With cities rushing to meet today’s Amazon HQ2 bid deadline, New England leaders are showing they will not take a regional approach in landing the $5B headquarters. Instead, some are using their bid to insult neighboring competition. 

“Make the predictable choice. Choose Boston and next year when you leave your tiny $4,000-a-month apartment only to sit in 2 hours of traffic trying to make your way to an overburdened airport, you’ll be wishing you were in New Hampshire,” New Hampshire’s Amazon HQ2 bid document, released Wednesday, reads. 

The Granite State’s bid, which leads with the tagline “All The Benefits Of Boston Without All The Headaches,” spends a lot of ink lambasting its neighbor to the south, widely seen as a leading contender to land the mammoth office project. The state is pushing the 603-acre Woodmont Commons in Londonderry as the ideal site for HQ2 while still heckling Massachusetts for what it sees as business-unfriendly development conditions. 

“If Amazon builds its new facility in Massachusetts, every brick, board, drywall, server, and desk would be subject to the 6.25% sales and use tax.
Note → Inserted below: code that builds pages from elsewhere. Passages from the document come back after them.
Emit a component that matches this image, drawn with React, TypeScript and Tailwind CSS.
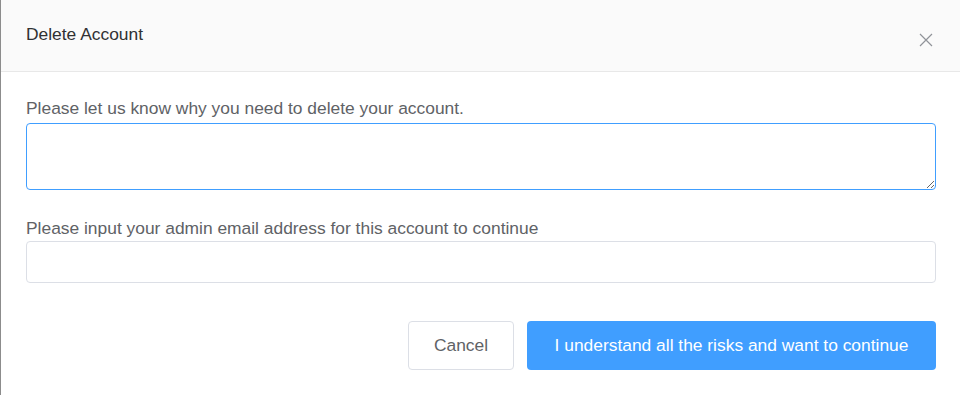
import React from 'react';

export default function App() {
  return (
    <div className="w-[960px] h-[395px] bg-white border-l border-[#8c8c8c] overflow-hidden" style={{ fontFamily: '"Liberation Sans", Arial, sans-serif' }}>
      <div className="h-[72px] bg-[#fafafa] border-b border-[#e8e8e8] flex items-center justify-between pl-[25px] pr-[27px]">
        <span className="text-[17.4px] text-[#303133] leading-6 -mt-[3px]">Delete Account</span>
        <button className="w-[14px] h-[14px] mt-[9px] text-[#909399]">
          <svg viewBox="0 0 14 14" width="14" height="14" fill="none" stroke="currentColor" strokeWidth="1.2">
            <path d="M1 1L13 13M13 1L1 13" />
          </svg>
        </button>
      </div>
      <div className="pl-[25px] pr-[24px] pt-6">
        <label className="block text-[17.4px] leading-6 text-[#606266] mb-[3px]">
          Please let us know why you need to delete your account.
        </label>
        <textarea className="block w-full h-[67px] rounded-[4px] border border-[#409eff] outline-none px-3 py-1 text-[14px]" />
        <label className="block text-[17.4px] leading-6 text-[#606266] mt-[26px] mb-px">
          Please input your admin email address for this account to continue
        </label>
        <input className="block w-full h-[42px] rounded-[4px] border border-[#dcdfe6] outline-none px-3 text-[14px]" />
        <div className="flex justify-end gap-[13px] mt-[38px]">
          <button className="w-[106px] h-[49px] rounded-[4px] border border-[#dcdfe6] bg-white text-[17.4px] text-[#606266]">
            Cancel
          </button>
          <button className="w-[409px] h-[49px] rounded-[4px] bg-[#409eff] text-[17.4px] text-white">
            I understand all the risks and want to continue
          </button>
        </div>
      </div>
    </div>
  );
}
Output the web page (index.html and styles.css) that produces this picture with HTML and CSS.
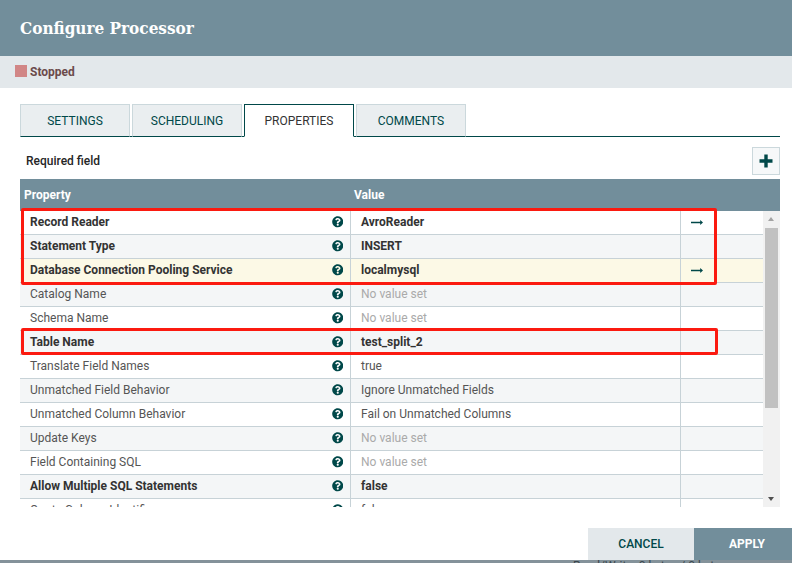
FILE: index.html
```html
<!DOCTYPE html>
<html lang="en">
<head>
<meta charset="utf-8">
<title>Configure Processor</title>
<link rel="stylesheet" href="styles.css">
</head>
<body>
<div class="dialog">
  <header class="title-bar">Configure Processor</header>
  <div class="status-bar"><span class="status-square"></span><span class="status-text">Stopped</span></div>
  <main class="content">
    <nav class="tabs">
      <div class="tab">SETTINGS</div>
      <div class="tab">SCHEDULING</div>
      <div class="tab active">PROPERTIES</div>
      <div class="tab">COMMENTS</div>
    </nav>
    <div class="toolbar">
      <span class="required">Required field</span>
      <button class="add-btn"><svg width="14" height="14" viewBox="0 0 14 14"><path d="M5.3 0.5h3.4v4.8h4.8v3.4H8.7v4.8H5.3V8.7H.5V5.3h4.8z" fill="#004849"/></svg></button>
    </div>
    <div class="grid-head"><div class="hcell hprop">Property</div><div class="hcell">Value</div></div>
    <div class="grid-wrap">
      <div class="rows">
        <div class="row"><div class="c-name b">Record Reader</div><div class="c-help"><svg class="help" viewBox="0 0 512 512"><use href="#q"/></svg></div><div class="c-val b">AvroReader</div><div class="c-act"><svg class="arrow" viewBox="0 0 12 7"><use href="#a"/></svg></div></div>
        <div class="row alt"><div class="c-name b">Statement Type</div><div class="c-help"><svg class="help" viewBox="0 0 512 512"><use href="#q"/></svg></div><div class="c-val b">INSERT</div><div class="c-act"></div></div>
        <div class="row hl"><div class="c-name b">Database Connection Pooling Service</div><div class="c-help"><svg class="help" viewBox="0 0 512 512"><use href="#q"/></svg></div><div class="c-val b">localmysql</div><div class="c-act"><svg class="arrow" viewBox="0 0 12 7"><use href="#a"/></svg></div></div>
        <div class="row alt"><div class="c-name">Catalog Name</div><div class="c-help"><svg class="help" viewBox="0 0 512 512"><use href="#q"/></svg></div><div class="c-val none">No value set</div><div class="c-act"></div></div>
        <div class="row"><div class="c-name">Schema Name</div><div class="c-help"><svg class="help" viewBox="0 0 512 512"><use href="#q"/></svg></div><div class="c-val none">No value set</div><div class="c-act"></div></div>
        <div class="row alt"><div class="c-name b">Table Name</div><div class="c-help"><svg class="help" viewBox="0 0 512 512"><use href="#q"/></svg></div><div class="c-val b">test_split_2</div><div class="c-act"></div></div>
        <div class="row"><div class="c-name">Translate Field Names</div><div class="c-help"><svg class="help" viewBox="0 0 512 512"><use href="#q"/></svg></div><div class="c-val">true</div><div class="c-act"></div></div>
        <div class="row alt"><div class="c-name">Unmatched Field Behavior</div><div class="c-help"><svg class="help" viewBox="0 0 512 512"><use href="#q"/></svg></div><div class="c-val">Ignore Unmatched Fields</div><div class="c-act"></div></div>
        <div class="row"><div class="c-name">Unmatched Column Behavior</div><div class="c-help"><svg class="help" viewBox="0 0 512 512"><use href="#q"/></svg></div><div class="c-val">Fail on Unmatched Columns</div><div class="c-act"></div></div>
        <div class="row alt"><div class="c-name">Update Keys</div><div class="c-help"><svg class="help" viewBox="0 0 512 512"><use href="#q"/></svg></div><div class="c-val none">No value set</div><div class="c-act"></div></div>
        <div class="row"><div class="c-name">Field Containing SQL</div><div class="c-help"><svg class="help" viewBox="0 0 512 512"><use href="#q"/></svg></div><div class="c-val none">No value set</div><div class="c-act"></div></div>
        <div class="row alt"><div class="c-name b">Allow Multiple SQL Statements</div><div class="c-help"><svg class="help" viewBox="0 0 512 512"><use href="#q"/></svg></div><div class="c-val b">false</div><div class="c-act"></div></div>
        <div class="row"><div class="c-name">Quote Column Identifiers</div><div class="c-help"><svg class="help" viewBox="0 0 512 512"><use href="#q"/></svg></div><div class="c-val">false</div><div class="c-act"></div></div>
      </div>
      <div class="scrollbar">
        <div class="sb-up"></div>
        <div class="sb-track"><div class="sb-thumb"></div></div>
        <div class="sb-down"></div>
      </div>
      <div class="mark mark-a"></div>
      <div class="mark mark-b"></div>
    </div>
    <div class="footer">
      <div class="btn cancel">CANCEL</div>
      <div class="btn apply">APPLY</div>
    </div>
  </main>
  <div class="behind">Read/Write  0 bytes / 0 bytes</div>
</div>
<svg class="defs" width="0" height="0">
  <defs>
    <path id="q" fill="#004849" d="M504 256c0 136.997-111.043 248-248 248S8 392.997 8 256C8 119.083 119.043 8 256 8s248 111.083 248 248zM262.655 90c-54.497 0-89.255 22.957-116.549 63.758-3.536 5.286-2.353 12.415 2.715 16.258l34.699 26.31c5.205 3.947 12.621 3.008 16.665-2.122 17.864-22.658 30.113-35.797 57.303-35.797 20.429 0 45.698 13.148 45.698 32.958 0 14.976-12.363 22.667-32.534 33.976C247.128 238.528 216 254.941 216 296v4c0 6.627 5.373 12 12 12h56c6.627 0 12-5.373 12-12v-1.333c0-28.462 83.186-29.647 83.186-106.667 0-58.002-60.165-102-116.531-102zM256 338c-25.365 0-46 20.635-46 46 0 25.364 20.635 46 46 46s46-20.636 46-46c0-25.365-20.635-46-46-46z"/>
    <path id="a" fill="#004849" d="M0 2.7h9.2V1L12 3.5 9.2 6V4.3H0z"/>
  </defs>
</svg>
</body>
</html>
```
FILE: styles.css
```css
* { box-sizing: border-box; }
html, body { margin: 0; height: 100%; overflow: hidden; }
body { font-family: Roboto, "Liberation Sans", sans-serif; font-size: 12px; color: #262626; background: #fff; }
.dialog { display: flex; flex-direction: column; height: 563px; width: 792px; }
.title-bar { height: 56px; background: #728e9b; color: #fff; font-family: "DejaVu Serif", serif; font-stretch: condensed; font-weight: 700; font-size: 17px; line-height: 57px; padding-left: 20px; flex: none; }
.status-bar { height: 32px; background: #e3e8eb; display: flex; align-items: center; padding-left: 15px; flex: none; }
.status-square { width: 12px; height: 12px; background: #d18686; margin-right: 3px; margin-top: -2px; }
.status-text { color: #6b4a4a; font-weight: 700; font-size: 12px; }
.content { flex: none; height: 472px; padding: 16px 0 0 20px; display: flex; flex-direction: column; }
.tabs { display: flex; gap: 2px; width: 760px; height: 33px; border-bottom: 1px solid #004849; flex: none; }
.tab { width: 110px; height: 33px; background: #eaeef0; border: 1px solid #cbd8dc; border-bottom: 1px solid #004849; color: #004849; font-size: 12px; text-align: center; line-height: 32px; }
.tab.active { background: #fff; border: 1px solid #004849; border-bottom: 1px solid #fff; color: #333; }
.toolbar { width: 760px; height: 42px; display: flex; align-items: center; justify-content: space-between; flex: none; padding-top: 6px; }
.required { font-weight: 500; font-size: 12px; padding-left: 6px; color: #262626; }
.add-btn { width: 28px; height: 28px; background: #f6f8f9; border: 1px solid #cbd8dc; padding: 0; display: flex; align-items: center; justify-content: center; }
.grid-head { width: 760px; height: 32px; background: #728e9b; color: #fff; font-weight: 700; font-size: 12px; display: flex; align-items: center; flex: none; }
.hcell { padding-left: 4px; }
.hprop { width: 330px; }
.grid-wrap { position: relative; width: 760px; height: 296px; display: flex; flex: none; }
.rows { width: 743px; height: 296px; overflow: hidden; flex: none; }
.row { display: flex; height: 24px; border-bottom: 1px solid #c7d2d7; line-height: 23px; background: #fff; color: #333; }
.row.alt { background: #f4f6f7; }
.row.hl { background: #fcf9e6; }
.c-name { width: 310px; padding-left: 10px; flex: none; color: #555; }
.c-name.b, .c-val.b { font-weight: 700; color: #333; }
.c-help { width: 20px; flex: none; display: flex; align-items: center; justify-content: flex-start; }
.help { width: 11.5px; height: 11.5px; margin-left: 1.5px; margin-top: -1px; }
.c-val { width: 330px; flex: none; padding-left: 10px; border-left: 1px solid #c7d2d7; color: #555; }
.c-val.none { color: #aaa; }
.c-act { flex: 1; border-left: 1px solid #c7d2d7; display: flex; align-items: center; padding-left: 10px; }
.arrow { width: 12px; height: 7px; margin-top: -1px; }
.scrollbar { width: 17px; flex: none; background: #f1f1f1; display: flex; flex-direction: column; padding: 0 2px; }
.sb-up, .sb-down { height: 17px; flex: none; position: relative; }
.sb-up::after, .sb-down::after { content: ""; position: absolute; left: 3px; width: 0; height: 0; border-left: 3.5px solid transparent; border-right: 3.5px solid transparent; }
.sb-up::after { top: 6px; border-bottom: 4px solid #a3a3a3; }
.sb-down::after { bottom: 6px; border-top: 4px solid #505050; }
.sb-track { flex: 1; }
.sb-thumb { height: 180px; background: #c1c1c1; }
.mark { position: absolute; border: 3px solid #fb1a10; border-radius: 2px; pointer-events: none; }
.mark-a { left: 1px; top: -3px; width: 696px; height: 77px; }
.mark-b { left: 1px; top: 117px; width: 697px; height: 27px; }
.footer { flex: none; margin-top: 21px; width: 772px; height: 32px; display: flex; justify-content: flex-end; }
.btn { height: 32px; line-height: 32px; text-align: center; font-size: 12px; font-weight: 500; }
.cancel { width: 106px; background: #e3e8eb; color: #004849; }
.apply { width: 98px; padding-left: 8px; background: #728e9b; color: #fff; font-weight: 700; }
.behind { flex: none; height: 3px; background: #84929a; color: #3a464c; font-size: 12px; line-height: 12px; padding-left: 573px; overflow: hidden; white-space: pre; }
.defs { position: absolute; }
```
If Amazon plans to spend $5B on these capital expenditures, it would owe over $300M in sales and use tax,” the bid reads. “In contrast, if Amazon selects the New Hampshire campus, Amazon will owe nothing on these capital expenditures.” 

The criticism was not limited to tax structures and congestion. Along with chiding Boston for its crowded trains, New Hampshire reminded Amazon of how the city fumbled the last time it was awarded a mammoth development opportunity. 

“It has grown beyond capacity to the point where Boston actually had to withdraw from Olympic consideration because of the citizen’s fury over current untenable traffic congestion,” the bid reads. 

Boston Mayor Martin Walsh decided to keep the fight a one-sided one.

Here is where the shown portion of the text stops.